119.Lastly, as regards the applicant's argument regarding the duration of the judicial proceedings taken as a whole, it must be recalled that the sanction for a breach, if established by a Court of the European Union, of its obligation under the second paragraph of Article 47 of the Charter of Fundamental Rights to adjudicate on the cases before it within a reasonable time must, notwithstanding the unlimited jurisdiction of the General Court recognised under Article 261 TFEU and Article 31 of Regulation No 1/2003, be an action for damages brought before the General Court, since such an action constitutes an effective remedy (judgment of 9 June 2016, CEPSA v Commission, C ‑ 608/13 P, EU:C:2016:414, paragraph 64). Such an argument is not therefore capable of resulting in a reduction in the amount of the fine imposed.

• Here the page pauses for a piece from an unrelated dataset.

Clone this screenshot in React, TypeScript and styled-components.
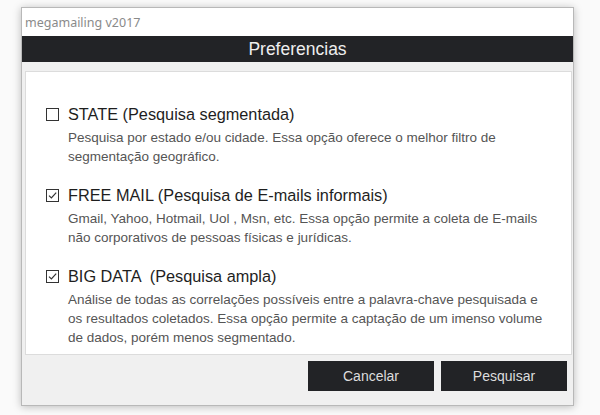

120.It follows from all of the foregoing that Article 1 of the contested decision must be varied so that the amount of the fine imposed on the applicant is set at EUR 237 105 540 and that the action must be dismissed as to the remainder.

Costs

121.Under Article 134(2) of the Rules of Procedure of the General Court, where there is more than one unsuccessful party the Court is to decide how the costs are to be shared. In those circumstances, it is appropriate to order the Commission to bear its own costs and to pay half of the applicant's costs.

On those grounds,

THE GENERAL COURT (Second Chamber)

hereby:

1.Orders that Article 1 of Commission Decision C(2023) 5914 final of 22 September 2023 relating to a proceeding under Article 102 of the Treaty on the Functioning of the European Union and Article 54 of the EEA Agreement (AT.37990 – Intel) be varied so that the amount of the fine therein is set at EUR 237 105 540;

2.Dismisses the action as to the remainder;

3.Orders the European Commission to bear, in addition to its own costs, half of the costs incurred by Intel Corporation Inc.